Task instructions:
Line by line, repeat the data below exactly, beginning at the first line and ending at the line with "import React from 'react';". Omit pictures.

Given records:

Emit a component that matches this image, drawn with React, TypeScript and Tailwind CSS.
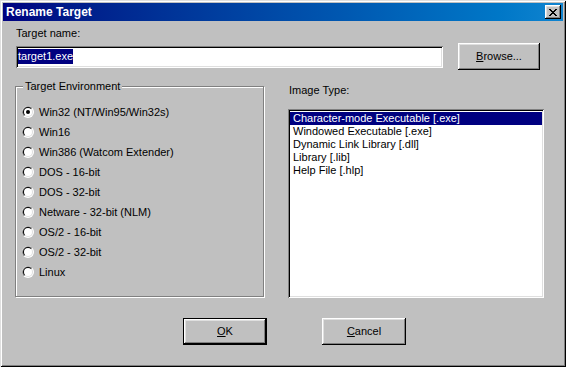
import React from 'react';

const sunken =
  'shadow-[inset_1px_1px_0_#808080,inset_-1px_-1px_0_#fff,inset_2px_2px_0_#000,inset_-2px_-2px_0_#dfdfdf]';
const raised =
  'shadow-[inset_-1px_-1px_0_#000,inset_1px_1px_0_#fff,inset_-2px_-2px_0_#808080,inset_2px_2px_0_#dfdfdf]';

const environments = [
  'Win32 (NT/Win95/Win32s)',
  'Win16',
  'Win386 (Watcom Extender)',
  'DOS - 16-bit',
  'DOS - 32-bit',
  'Netware - 32-bit (NLM)',
  'OS/2 - 16-bit',
  'OS/2 - 32-bit',
  'Linux',
];

const imageTypes = [
  'Character-mode Executable [.exe]',
  'Windowed Executable [.exe]',
  'Dynamic Link Library [.dll]',
  'Library [.lib]',
  'Help File [.hlp]',
];

function CloseGlyph() {
  // 8x7 pixel cross, like the classic caption button
  const px = [
    [0, 0], [1, 0], [6, 0], [7, 0],
    [1, 1], [2, 1], [5, 1], [6, 1],
    [2, 2], [3, 2], [4, 2], [5, 2],
    [3, 3], [4, 3],
    [2, 4], [3, 4], [4, 4], [5, 4],
    [1, 5], [2, 5], [5, 5], [6, 5],
    [0, 6], [1, 6], [6, 6], [7, 6],
  ];
  return (
    <svg width="8" height="7" viewBox="0 0 8 7" shapeRendering="crispEdges">
      {px.map(([x, y], i) => (
        <rect key={i} x={x} y={y} width="1" height="1" fill="#000" />
      ))}
    </svg>
  );
}

function Radio({ checked }: { checked?: boolean }) {
  return (
    <svg width="12" height="12" viewBox="0 0 12 12">
      <circle cx="6" cy="6" r="6" fill="#fff" />
      <path d="M1.76 10.24 A6 6 0 0 1 10.24 1.76 Z" fill="#808080" />
      <circle cx="6" cy="6" r="5" fill="#dfdfdf" />
      <path d="M2.46 9.54 A5 5 0 0 1 9.54 2.46 Z" fill="#000" />
      <circle cx="6" cy="6" r="4" fill="#fff" />
      {checked && <circle cx="6" cy="6" r="2" fill="#000" />}
    </svg>
  );
}

export default function App() {
  return (
    <div
      className={`w-[566px] h-[367px] bg-[#c0c0c0] p-[3px] flex flex-col text-[11px] text-black font-['Liberation_Sans',Arial,sans-serif] shadow-[inset_1px_1px_0_#dfdfdf,inset_-1px_-1px_0_#000,inset_2px_2px_0_#fff,inset_-2px_-2px_0_#808080]`}
    >
      {/* caption */}
      <div className="h-[18px] flex items-center justify-between pl-[3px] pr-[2px] bg-linear-to-r from-[#000080] to-[#1084d0]">
        <span className="text-white font-bold text-[12px] leading-[14px]">Rename Target</span>
        <button className={`w-[16px] h-[14px] bg-[#c0c0c0] flex items-center justify-center ${raised}`}>
          <CloseGlyph />
        </button>
      </div>

      <div className="flex flex-col pl-[13px]">
        <div className="mt-[6px] leading-[13px]">Target name:</div>

        <div className="flex items-center mt-[3px] h-[27px]">
          <div className={`w-[427px] h-[22px] bg-white flex items-center px-[2px] ${sunken}`}>
            <span className="bg-[#000080] text-white leading-[15px]">target1.exe</span>
          </div>
          <button className={`ml-[15px] w-[82px] h-[27px] bg-[#c0c0c0] flex items-center justify-center ${raised}`}>
            <span>
              <u>B</u>rowse...
            </span>
          </button>
        </div>

        <div className="flex items-start">
          {/* Target Environment group */}
          <div className="relative mt-[16px] ml-[-1px] w-[249px] h-[211px] border border-[#808080] shadow-[inset_1px_1px_0_#fff,1px_1px_0_#fff]">
            <span className="absolute left-[7px] top-[-7px] px-[2px] bg-[#c0c0c0] leading-[13px]">
              Target Environment
            </span>
            <div className="flex flex-col pt-[15px] pl-[6px]">
              {environments.map((env, i) => (
                <div key={env} className="h-[20px] flex items-center gap-[5px]">
                  <Radio checked={i === 0} />
                  <span className="leading-[13px]">{env}</span>
                </div>
              ))}
            </div>
          </div>

          {/* Image Type list */}
          <div className="ml-[24px] flex flex-col">
            <div className="mt-[14px] leading-[13px] pl-[1px]">Image Type:</div>
            <div className={`mt-[12px] w-[256px] h-[189px] bg-white p-[2px] pt-[3px] ${sunken}`}>
              {imageTypes.map((t, i) => (
                <div
                  key={t}
                  className={`h-[13px] leading-[13px] pl-[3px] ${i === 0 ? 'bg-[#000080] text-white' : ''}`}
                >
                  {t}
                </div>
              ))}
            </div>
          </div>
        </div>

        <div className="flex mt-[20px]">
          <button className={`ml-[167px] w-[84px] h-[27px] bg-[#c0c0c0] border border-black flex items-center justify-center ${raised}`}>
            <span>
              <u>O</u>K
            </span>
          </button>
          <button className={`ml-[55px] w-[84px] h-[27px] bg-[#c0c0c0] flex items-center justify-center ${raised}`}>
            <span>
              <u>C</u>ancel
            </span>
          </button>
        </div>
      </div>
    </div>
  );
}
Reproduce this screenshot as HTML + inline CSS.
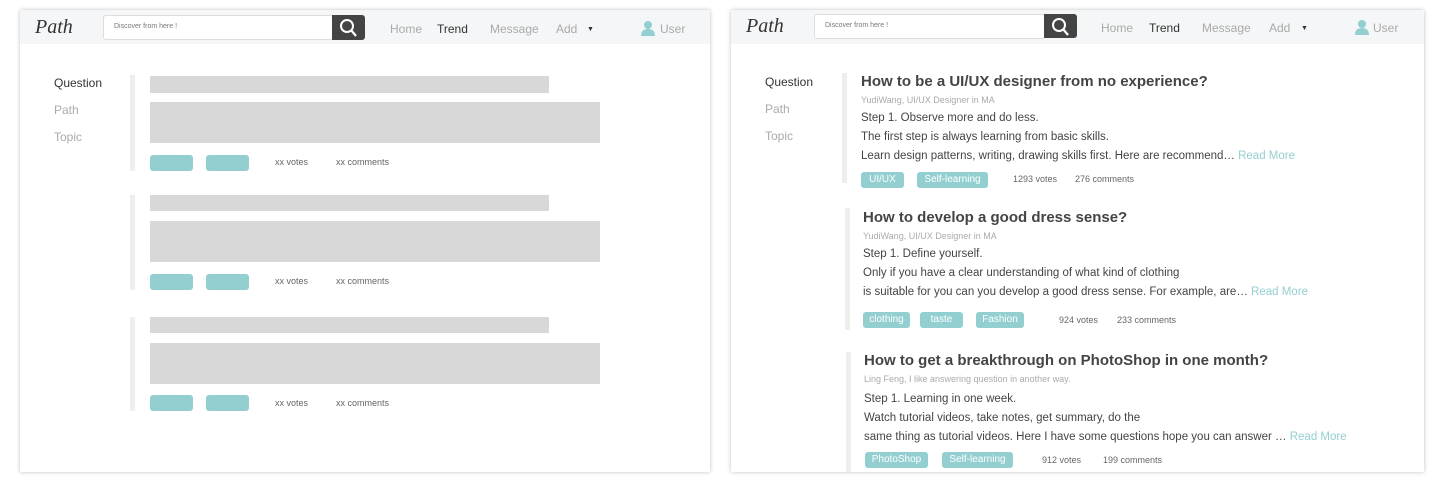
<!DOCTYPE html>
<html><head><meta charset="utf-8"><style>
*{margin:0;padding:0;box-sizing:border-box}
body{width:1440px;height:480px;background:#fff;position:relative;overflow:hidden;font-family:"Liberation Sans",Arial,sans-serif}
.p{position:absolute;background:#fff;box-shadow:0 0 4px rgba(0,0,0,.25)}
.hd{position:absolute;left:0;top:0;right:0;height:34px;background:#f5f6f7}
.a{position:absolute;white-space:nowrap;line-height:1}
.logo{font-family:"Liberation Serif",serif;font-style:italic;font-size:20px;color:#333}
.sb{position:absolute;background:#fff;border:1px solid #ddd;border-radius:3px;font-size:7px;color:#777;padding:7px 10px}
.btn{position:absolute;background:#444;border-radius:0 3px 3px 0}
.nav{font-size:12px;color:#aaa}
.bl{position:absolute;width:5px;background:#eee}
.g{position:absolute;background:#d8d8d8}
.tg{position:absolute;background:#93cfd1;border-radius:3px;color:#fff;font-size:10px;line-height:1;padding-top:3px;text-align:center;white-space:nowrap}
.sm{font-size:9px;color:#666}
.ttl{font-size:15px;font-weight:bold;color:#444}
.au{font-size:9px;color:#aaa}
.tx{font-size:11.5px;color:#444}
.rm{color:#93cfd1}
</style></head><body>

<div class="p" style="left:20px;top:10px;width:690px;height:462px">
 <div class="hd"></div>
 <div class="a logo" style="left:15px;top:7px">Path</div>
 <div class="sb" style="left:83px;top:5px;width:230px;height:25px">Discover from here !</div>
 <div class="btn" style="left:312px;top:5px;width:33px;height:25px"><svg width="33" height="25"><circle cx="15" cy="11" r="6" fill="none" stroke="#fff" stroke-width="2"/><line x1="19" y1="15" x2="24" y2="21" stroke="#fff" stroke-width="2.2"/></svg></div>
 <div class="a nav" style="left:370px;top:13px">Home</div>
 <div class="a nav" style="left:417px;top:13px;color:#333">Trend</div>
 <div class="a nav" style="left:470px;top:13px">Message</div>
 <div class="a nav" style="left:536px;top:13px">Add</div>
 <div class="a" style="left:567px;top:16px;font-size:7px;color:#333">▼</div>
 <svg class="a" style="left:620px;top:10px" width="16" height="16"><circle cx="8" cy="5" r="4" fill="#93cfd1"/><path d="M1 16 Q1 9 8 9 Q15 9 15 16Z" fill="#93cfd1"/></svg>
 <div class="a nav" style="left:640px;top:13px">User</div>

 <div class="a" style="left:34px;top:67px;font-size:12px;color:#333">Question</div>
 <div class="a" style="left:34px;top:94px;font-size:12px;color:#aaa">Path</div>
 <div class="a" style="left:34px;top:121px;font-size:12px;color:#aaa">Topic</div>

 <div class="bl" style="left:110px;top:65px;height:96px"></div>
 <div class="g" style="left:130px;top:66px;width:399px;height:17px"></div>
 <div class="g" style="left:130px;top:92px;width:450px;height:41px"></div>
 <div class="tg" style="left:130px;top:145px;width:43px;height:16px"></div>
 <div class="tg" style="left:186px;top:145px;width:43px;height:16px"></div>
 <div class="a sm" style="left:255px;top:148px">xx votes</div>
 <div class="a sm" style="left:316px;top:148px">xx comments</div>

 <div class="bl" style="left:110px;top:185px;height:95px"></div>
 <div class="g" style="left:130px;top:185px;width:399px;height:16px"></div>
 <div class="g" style="left:130px;top:211px;width:450px;height:41px"></div>
 <div class="tg" style="left:130px;top:264px;width:43px;height:16px"></div>
 <div class="tg" style="left:186px;top:264px;width:43px;height:16px"></div>
 <div class="a sm" style="left:255px;top:267px">xx votes</div>
 <div class="a sm" style="left:316px;top:267px">xx comments</div>

 <div class="bl" style="left:110px;top:307px;height:94px"></div>
 <div class="g" style="left:130px;top:307px;width:399px;height:16px"></div>
 <div class="g" style="left:130px;top:333px;width:450px;height:41px"></div>
 <div class="tg" style="left:130px;top:385px;width:43px;height:16px"></div>
 <div class="tg" style="left:186px;top:385px;width:43px;height:16px"></div>
 <div class="a sm" style="left:255px;top:389px">xx votes</div>
 <div class="a sm" style="left:316px;top:389px">xx comments</div>
</div>

<div class="p" style="left:731px;top:10px;width:693px;height:462px">
 <div class="hd"></div>
 <div class="a logo" style="left:15px;top:6px">Path</div>
 <div class="sb" style="left:83px;top:4px;width:231px;height:25px">Discover from here !</div>
 <div class="btn" style="left:313px;top:4px;width:33px;height:24px"><svg width="33" height="24"><circle cx="15" cy="11" r="6" fill="none" stroke="#fff" stroke-width="2"/><line x1="19" y1="15" x2="24" y2="21" stroke="#fff" stroke-width="2.2"/></svg></div>
 <div class="a nav" style="left:370px;top:12px">Home</div>
 <div class="a nav" style="left:418px;top:12px;color:#333">Trend</div>
 <div class="a nav" style="left:471px;top:12px">Message</div>
 <div class="a nav" style="left:538px;top:12px">Add</div>
 <div class="a" style="left:570px;top:15px;font-size:7px;color:#333">▼</div>
 <svg class="a" style="left:623px;top:9px" width="16" height="16"><circle cx="8" cy="5" r="4" fill="#93cfd1"/><path d="M1 16 Q1 9 8 9 Q15 9 15 16Z" fill="#93cfd1"/></svg>
 <div class="a nav" style="left:642px;top:12px">User</div>

 <div class="a" style="left:34px;top:66px;font-size:12px;color:#333">Question</div>
 <div class="a" style="left:34px;top:93px;font-size:12px;color:#aaa">Path</div>
 <div class="a" style="left:34px;top:120px;font-size:12px;color:#aaa">Topic</div>

 <div class="bl" style="left:111px;top:63px;height:110px"></div>
 <div class="a ttl" style="left:130px;top:64px">How to be a UI/UX designer from no experience?</div>
 <div class="a au" style="left:130px;top:86px">YudiWang, UI/UX Designer in MA</div>
 <div class="a tx" style="left:130px;top:103px">Step 1. Observe more and do less.</div>
 <div class="a tx" style="left:130px;top:122px">The first step is always learning from basic skills.</div>
 <div class="a tx" style="left:130px;top:141px">Learn design patterns, writing, drawing skills first. Here are recommend… <span class="rm">Read More</span></div>
 <div class="tg" style="left:130px;top:162px;width:43px;height:16px">UI/UX</div>
 <div class="tg" style="left:186px;top:162px;width:71px;height:16px">Self-learning</div>
 <div class="a sm" style="left:282px;top:165px">1293 votes</div>
 <div class="a sm" style="left:344px;top:165px">276 comments</div>

 <div class="bl" style="left:114px;top:198px;height:122px"></div>
 <div class="a ttl" style="left:132px;top:200px">How to develop a good dress sense?</div>
 <div class="a au" style="left:132px;top:222px">YudiWang, UI/UX Designer in MA</div>
 <div class="a tx" style="left:132px;top:239px">Step 1. Define yourself.</div>
 <div class="a tx" style="left:132px;top:258px">Only if you have a clear understanding of what kind of clothing</div>
 <div class="a tx" style="left:132px;top:277px">is suitable for you can you develop a good dress sense. For example, are… <span class="rm">Read More</span></div>
 <div class="tg" style="left:132px;top:302px;width:47px;height:16px">clothing</div>
 <div class="tg" style="left:189px;top:302px;width:43px;height:16px">taste</div>
 <div class="tg" style="left:245px;top:302px;width:48px;height:16px">Fashion</div>
 <div class="a sm" style="left:328px;top:306px">924 votes</div>
 <div class="a sm" style="left:386px;top:306px">233 comments</div>

 <div class="bl" style="left:115px;top:342px;height:120px"></div>
 <div class="a ttl" style="left:133px;top:343px">How to get a breakthrough on PhotoShop in one month?</div>
 <div class="a au" style="left:133px;top:365px">Ling Feng, I like answering question in another way.</div>
 <div class="a tx" style="left:133px;top:384px">Step 1. Learning in one week.</div>
 <div class="a tx" style="left:133px;top:403px">Watch tutorial videos, take notes, get summary, do the</div>
 <div class="a tx" style="left:133px;top:422px">same thing as tutorial videos. Here I have some questions hope you can answer … <span class="rm">Read More</span></div>
 <div class="tg" style="left:134px;top:442px;width:63px;height:16px">PhotoShop</div>
 <div class="tg" style="left:211px;top:442px;width:71px;height:16px">Self-learning</div>
 <div class="a sm" style="left:311px;top:446px">912 votes</div>
 <div class="a sm" style="left:372px;top:446px">199 comments</div>
</div>
</body></html>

Task solution:
Emit a component that matches this image, drawn with React, TypeScript and Tailwind CSS.
import React from 'react';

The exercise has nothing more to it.